**Work instructions**
All of the material should be reproduced exactly, with pictures left out.

**Data shown**
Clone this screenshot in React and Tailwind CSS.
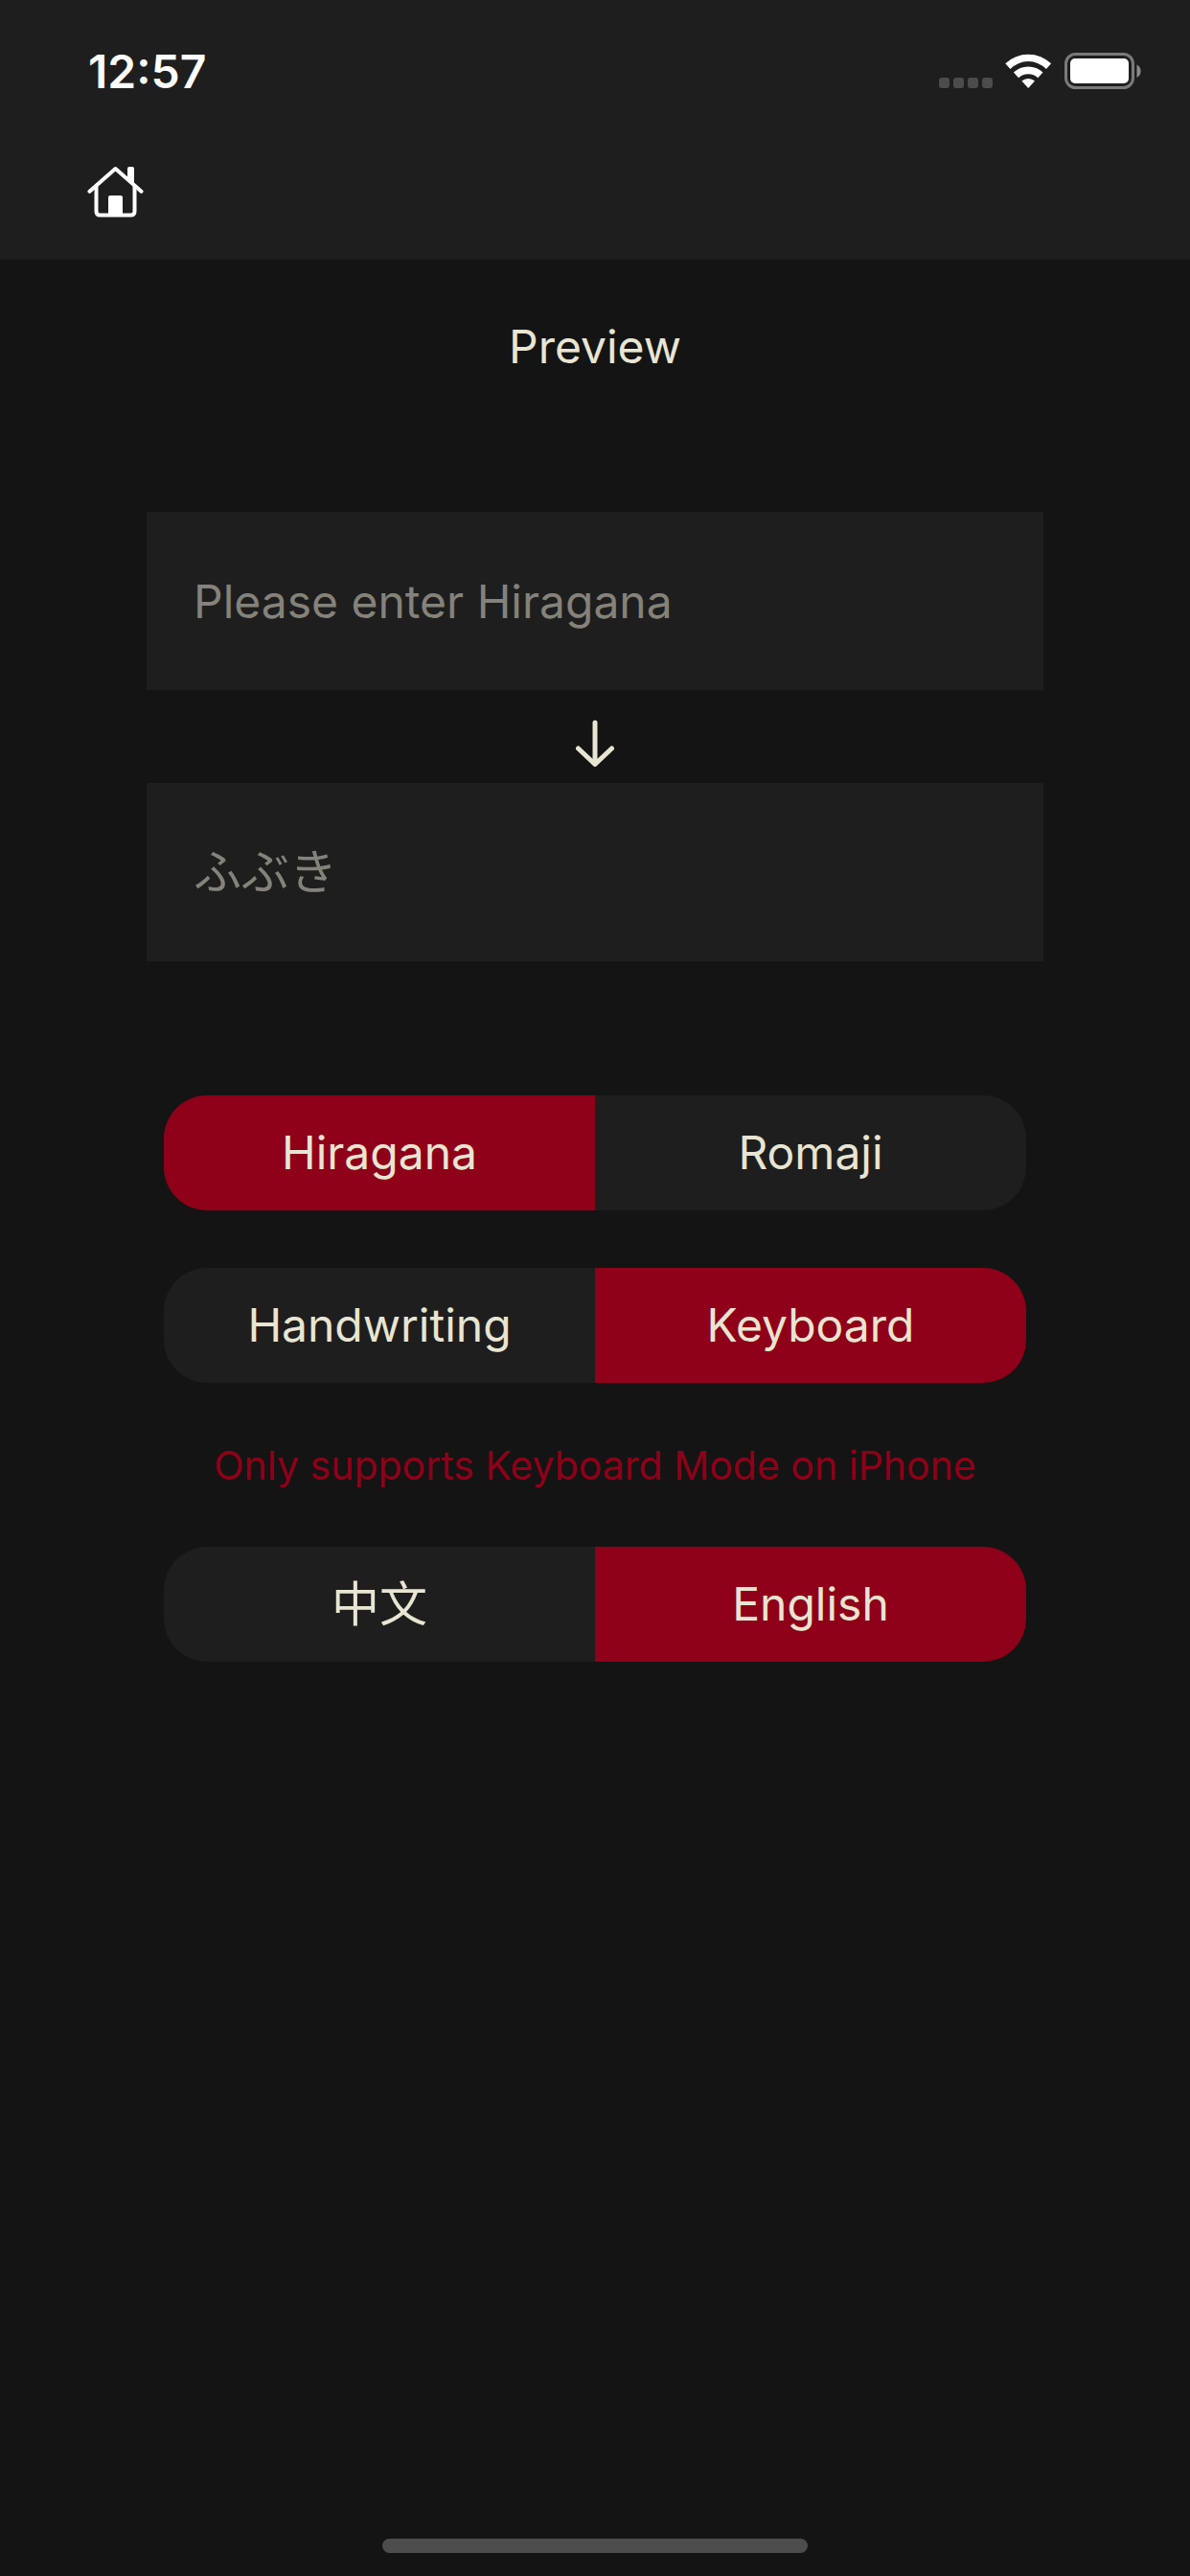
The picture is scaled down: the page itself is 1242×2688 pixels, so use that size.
import { useState } from "react";

function StatusBar() {
  return (
    <div className="flex items-center justify-between pl-[92px] pr-[49px] pt-[46px]">
      <time className="text-[48px] leading-[58px] font-semibold text-white">12:57</time>
      <svg width="214" height="44" viewBox="0 0 214 44" role="img" aria-label="No signal, Wi-Fi, battery full">
        <g fill="#4c4c4c">
          <rect x="1" y="28" width="11" height="11" rx="3" />
          <rect x="16" y="28" width="11" height="11" rx="3" />
          <rect x="31" y="28" width="11" height="11" rx="3" />
          <rect x="46" y="28" width="11" height="11" rx="3" />
        </g>
        <g fill="#fff">
          <path d="M70.3 13.3 A34.500 34.500 0 0 1 118.100 13.300 L113 19 A26.300 26.300 0 0 0 75.400 19 Z" />
          <path d="M78.900 22.600 A22 22 0 0 1 109.500 22.600 L104.300 28.200 A14.600 14.600 0 0 0 84.100 28.200 Z" />
          <path d="M87.400 31.600 A10 10 0 0 1 101 31.600 L94.200 39 Z" />
        </g>
        <rect x="133.500" y="3.500" width="70" height="35" rx="10" fill="none" stroke="#7a7a7a" strokeWidth="3" />
        <rect x="138" y="8" width="61" height="26" rx="5" fill="#fff" />
        <path d="M207.500 14.500 C213 17 213 25.500 207.500 28 Z" fill="#8a8a8a" />
      </svg>
    </div>
  );
}

function HomeIcon() {
  return (
    <svg width="60" height="56" viewBox="0 0 60 56" fill="none" aria-hidden="true">
      <path d="M2.500 26.800 L29.500 3 L56.500 26.800" stroke="#fff" strokeWidth="4" strokeLinecap="round" strokeLinejoin="round" />
      <path d="M9.500 21 V47.500 Q9.500 51.500 13.500 51.500 H45.500 Q49.500 51.500 49.500 47.500 V21" stroke="#fff" strokeWidth="4" />
      <path d="M42 13.500 V3 Q42 1 44 1 H47 Q49 1 49 3 V20.500 Z" fill="#fff" />
      <path d="M22 52 V33 Q22 31 24 31 H35 Q37 31 37 33 V52 Z" fill="#fff" />
    </svg>
  );
}

function ArrowDown() {
  return (
    <svg width="42" height="50" viewBox="0 0 42 50" fill="none" stroke="#e8e5d2" strokeWidth="5" strokeLinecap="round" strokeLinejoin="round" aria-hidden="true">
      <path d="M21 3 V46" />
      <path d="M3.500 30 L21 46.500 L38.500 30" />
    </svg>
  );
}

function Segmented({ label, options, initial }) {
  const [selected, setSelected] = useState(initial);
  return (
    <div role="group" aria-label={label} className="grid h-[120px] grid-cols-2 overflow-hidden rounded-[45px]">
      {options.map(({ text, lang }) => (
        <button
          key={text}
          type="button"
          lang={lang}
          aria-pressed={selected === text}
          onClick={() => setSelected(text)}
          className={`${selected === text ? "bg-[#8f0019]" : "bg-[#1e1e1e]"} ${lang === "zh" ? "text-[50px]" : ""}`}
        >
          {text}
        </button>
      ))}
    </div>
  );
}

const field =
  "block h-[186px] w-full bg-[#1e1e1e] px-[49px] text-[#e8e5d2] placeholder:text-[#84827a] placeholder:opacity-100 outline-none";

export default function App() {
  return (
    <div className="flex min-h-screen flex-col bg-[#141414] font-['Inter','Noto_Sans_CJK_JP',sans-serif] text-[48px] leading-[60px] text-[#e8e5d2]">
      <header className="bg-[#1e1e1e] pb-[42px]">
        <StatusBar />
        <nav className="mt-[69px] pl-[91px]">
          <a href="#home" aria-label="Home" className="block w-[60px]">
            <HomeIcon />
          </a>
        </nav>
      </header>

      <main className="flex-1">
        <h1 className="mt-[61px] text-center">Preview</h1>

        <section className="mt-[142px] px-[153px]">
          <input aria-label="Hiragana input" placeholder="Please enter Hiragana" className={field} />
          <div className="flex h-[97px] items-center justify-center pt-[14px]">
            <ArrowDown />
          </div>
          <input aria-label="Result" lang="ja" placeholder="ふぶき" readOnly className={`${field} text-[50px]`} />
        </section>

        <section className="mt-[140px] px-[171px]">
          <Segmented
            label="Script"
            options={[{ text: "Hiragana", lang: "en" }, { text: "Romaji", lang: "en" }]}
            initial="Hiragana"
          />
          <div className="mt-[60px]">
            <Segmented
              label="Input mode"
              options={[{ text: "Handwriting", lang: "en" }, { text: "Keyboard", lang: "en" }]}
              initial="Keyboard"
            />
          </div>
          <p className="mt-[61px] text-center text-[41px] leading-[50px] text-[#8f0019]">
            Only supports Keyboard Mode on iPhone
          </p>
          <div className="mt-[60px]">
            <Segmented
              label="Language"
              options={[{ text: "中文", lang: "zh" }, { text: "English", lang: "en" }]}
              initial="English"
            />
          </div>
        </section>
      </main>

      <footer className="flex justify-center pb-[24px]">
        <div className="h-[15px] w-[444px] rounded-full bg-[#4d4d4d]" />
      </footer>
    </div>
  );
}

**Output of the exercise**
Clone this screenshot in React and Tailwind CSS.
The picture is scaled down: the page itself is 1242×2688 pixels, so use that size.
import { useState } from "react";

function StatusBar() {
  return (
    <div className="flex items-center justify-between pl-[92px] pr-[49px] pt-[46px]">
      <time className="text-[48px] leading-[58px] font-semibold text-white">12:57</time>
      <svg width="214" height="44" viewBox="0 0 214 44" role="img" aria-label="No signal, Wi-Fi, battery full">
        <g fill="#4c4c4c">
          <rect x="1" y="28" width="11" height="11" rx="3" />
          <rect x="16" y="28" width="11" height="11" rx="3" />
          <rect x="31" y="28" width="11" height="11" rx="3" />
          <rect x="46" y="28" width="11" height="11" rx="3" />
        </g>
        <g fill="#fff">
          <path d="M70.3 13.3 A34.500 34.500 0 0 1 118.100 13.300 L113 19 A26.300 26.300 0 0 0 75.400 19 Z" />
          <path d="M78.900 22.600 A22 22 0 0 1 109.500 22.600 L104.300 28.200 A14.600 14.600 0 0 0 84.100 28.200 Z" />
          <path d="M87.400 31.600 A10 10 0 0 1 101 31.600 L94.200 39 Z" />
        </g>
        <rect x="133.500" y="3.500" width="70" height="35" rx="10" fill="none" stroke="#7a7a7a" strokeWidth="3" />
        <rect x="138" y="8" width="61" height="26" rx="5" fill="#fff" />
        <path d="M207.500 14.500 C213 17 213 25.500 207.500 28 Z" fill="#8a8a8a" />
      </svg>
    </div>
  );
}

function HomeIcon() {
  return (
    <svg width="60" height="56" viewBox="0 0 60 56" fill="none" aria-hidden="true">
      <path d="M2.500 26.800 L29.500 3 L56.500 26.800" stroke="#fff" strokeWidth="4" strokeLinecap="round" strokeLinejoin="round" />
      <path d="M9.500 21 V47.500 Q9.500 51.500 13.500 51.500 H45.500 Q49.500 51.500 49.500 47.500 V21" stroke="#fff" strokeWidth="4" />
      <path d="M42 13.500 V3 Q42 1 44 1 H47 Q49 1 49 3 V20.500 Z" fill="#fff" />
      <path d="M22 52 V33 Q22 31 24 31 H35 Q37 31 37 33 V52 Z" fill="#fff" />
    </svg>
  );
}

function ArrowDown() {
  return (
    <svg width="42" height="50" viewBox="0 0 42 50" fill="none" stroke="#e8e5d2" strokeWidth="5" strokeLinecap="round" strokeLinejoin="round" aria-hidden="true">
      <path d="M21 3 V46" />
      <path d="M3.500 30 L21 46.500 L38.500 30" />
    </svg>
  );
}

function Segmented({ label, options, initial }) {
  const [selected, setSelected] = useState(initial);
  return (
    <div role="group" aria-label={label} className="grid h-[120px] grid-cols-2 overflow-hidden rounded-[45px]">
      {options.map(({ text, lang }) => (
        <button
          key={text}
          type="button"
          lang={lang}
          aria-pressed={selected === text}
          onClick={() => setSelected(text)}
          className={`${selected === text ? "bg-[#8f0019]" : "bg-[#1e1e1e]"} ${lang === "zh" ? "text-[50px]" : ""}`}
        >
          {text}
        </button>
      ))}
    </div>
  );
}

const field =
  "block h-[186px] w-full bg-[#1e1e1e] px-[49px] text-[#e8e5d2] placeholder:text-[#84827a] placeholder:opacity-100 outline-none";

export default function App() {
  return (
    <div className="flex min-h-screen flex-col bg-[#141414] font-['Inter','Noto_Sans_CJK_JP',sans-serif] text-[48px] leading-[60px] text-[#e8e5d2]">
      <header className="bg-[#1e1e1e] pb-[42px]">
        <StatusBar />
        <nav className="mt-[69px] pl-[91px]">
          <a href="#home" aria-label="Home" className="block w-[60px]">
            <HomeIcon />
          </a>
        </nav>
      </header>

      <main className="flex-1">
        <h1 className="mt-[61px] text-center">Preview</h1>

        <section className="mt-[142px] px-[153px]">
          <input aria-label="Hiragana input" placeholder="Please enter Hiragana" className={field} />
          <div className="flex h-[97px] items-center justify-center pt-[14px]">
            <ArrowDown />
          </div>
          <input aria-label="Result" lang="ja" placeholder="ふぶき" readOnly className={`${field} text-[50px]`} />
        </section>

        <section className="mt-[140px] px-[171px]">
          <Segmented
            label="Script"
            options={[{ text: "Hiragana", lang: "en" }, { text: "Romaji", lang: "en" }]}
            initial="Hiragana"
          />
          <div className="mt-[60px]">
            <Segmented
              label="Input mode"
              options={[{ text: "Handwriting", lang: "en" }, { text: "Keyboard", lang: "en" }]}
              initial="Keyboard"
            />
          </div>
          <p className="mt-[61px] text-center text-[41px] leading-[50px] text-[#8f0019]">
            Only supports Keyboard Mode on iPhone
          </p>
          <div className="mt-[60px]">
            <Segmented
              label="Language"
              options={[{ text: "中文", lang: "zh" }, { text: "English", lang: "en" }]}
              initial="English"
            />
          </div>
        </section>
      </main>

      <footer className="flex justify-center pb-[24px]">
        <div className="h-[15px] w-[444px] rounded-full bg-[#4d4d4d]" />
      </footer>
    </div>
  );
}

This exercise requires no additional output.